● **WHAT IS REQUIRED**: Pictures stay out. Extract the lines below from the first one through the line with "import React from", both included.

/---

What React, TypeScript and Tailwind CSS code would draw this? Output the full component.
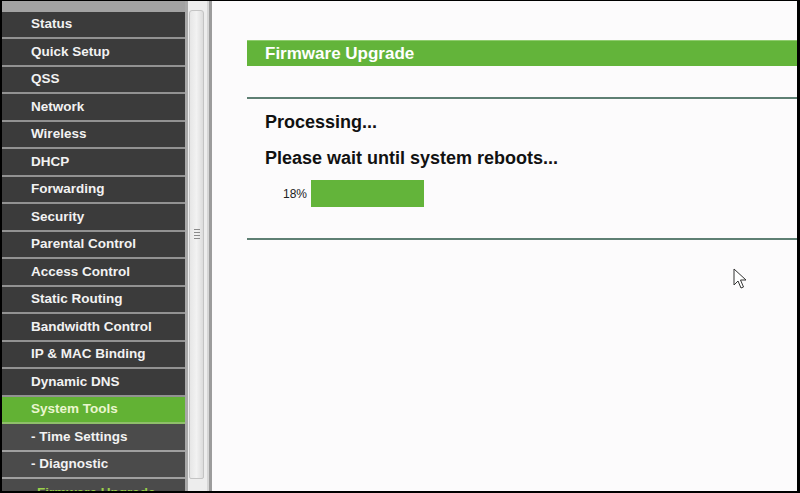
import React from "react";

const mainItems = [
  "Status",
  "Quick Setup",
  "QSS",
  "Network",
  "Wireless",
  "DHCP",
  "Forwarding",
  "Security",
  "Parental Control",
  "Access Control",
  "Static Routing",
  "Bandwidth Control",
  "IP & MAC Binding",
  "Dynamic DNS",
];

const subItems = ["- Time Settings", "- Diagnostic"];

export default function App() {
  return (
    <div
      className="relative w-[800px] h-[493px] overflow-hidden bg-black border-l-2 border-t border-r-[3px] border-b-2 border-black flex"
      style={{ fontFamily: '"Liberation Sans", Arial, sans-serif' }}
    >
      {/* Sidebar menu */}
      <div className="w-[183px] shrink-0 flex flex-col bg-[#3b3b3b]">
        <div className="h-[10.5px] shrink-0 bg-[#a2a2a2]" />
        {mainItems.map((t) => (
          <div
            key={t}
            className="h-[27.5px] shrink-0 border-b-2 border-[#929292] bg-[#3b3b3b] flex items-center pl-[29px] text-[13.5px] font-bold text-[#f2f2f2]"
          >
            {t}
          </div>
        ))}
        <div className="h-[27.5px] shrink-0 border-b-2 border-[#8fbf6a] bg-[#62b234] flex items-center pl-[29px] text-[13.5px] font-bold text-[#eaf6cf]">
          System Tools
        </div>
        {subItems.map((t) => (
          <div
            key={t}
            className="h-[27.5px] shrink-0 border-b-2 border-[#a0a0a0] bg-[#4b4b4b] flex items-center pl-[29px] text-[13.5px] font-bold text-[#f2f2f2]"
          >
            {t}
          </div>
        ))}
        <div className="h-[27.5px] shrink-0 bg-[#4b4b4b] flex items-center pl-[35px] text-[13.5px] font-bold text-[#9ad04a]">
          Firmware Upgrade
        </div>
      </div>

      {/* separator strip */}
      <div className="w-[3px] shrink-0 bg-[#a9a9a9]" />

      {/* scrollbar */}
      <div className="w-[19px] shrink-0 bg-[#ededed] flex flex-col pt-[9px] pl-[1px] pr-[3px]">
        <div className="h-[469px] rounded-t-[3px] rounded-b-[2px] border border-[#c4c4c4] bg-gradient-to-r from-[#e6e6e6] via-[#f2f2f2] to-[#dcdcdc] flex items-start justify-center pt-[218px]">
          <div className="flex flex-col gap-[2px]">
            <div className="w-[6px] h-[1px] bg-[#8a8a8a]" />
            <div className="w-[6px] h-[1px] bg-[#8a8a8a]" />
            <div className="w-[6px] h-[1px] bg-[#8a8a8a]" />
            <div className="w-[6px] h-[1px] bg-[#8a8a8a]" />
          </div>
        </div>
      </div>

      {/* frame border */}
      <div className="w-[2px] shrink-0 bg-[#d6d6d6]" />
      <div className="w-[3px] shrink-0 bg-[#9c9c9c]" />

      {/* content */}
      <div className="flex-1 bg-[#fcfbfc] pl-[35px] pt-[39px] flex flex-col">
        <div className="h-[26px] shrink-0 bg-[#63b43a] border-t border-[#8fcc6e] flex items-center pl-[18px] text-[17px] font-bold text-white">
          Firmware Upgrade
        </div>
        <div className="mt-[31px] h-[2px] shrink-0 bg-[#5e7f73]" />
        <div className="mt-[13px] pl-[18px] h-[20px] leading-[20px] text-[18px] font-bold text-[#111]">
          Processing...
        </div>
        <div className="mt-[16px] pl-[18px] h-[20px] leading-[20px] text-[18px] font-bold text-[#111]">
          Please wait until system reboots...
        </div>
        <div className="mt-[12px] pl-[36px] flex items-center h-[27px]">
          <span className="text-[12px] text-[#222] w-[28px]">18%</span>
          <div className="w-[113px] h-[27px] bg-[#63b43a]" />
        </div>
        <div className="mt-[31px] h-[2px] shrink-0 bg-[#5e7f73]" />
      </div>

      {/* mouse cursor */}
      <svg
        className="absolute left-[731px] top-[267px]"
        width="16"
        height="24"
        viewBox="0 0 16 24"
      >
        <path
          d="M1 1 L1 17 L5 13 L8 20 L10.5 19 L7.5 12 L13 12 Z"
          fill="#ffffff"
          stroke="#333333"
          strokeWidth="1"
          strokeLinejoin="round"
        />
      </svg>
    </div>
  );
}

\---

● **ANSWER TO THE PROBLEM**:
What React, TypeScript and Tailwind CSS code would draw this? Output the full component.
import React from "react";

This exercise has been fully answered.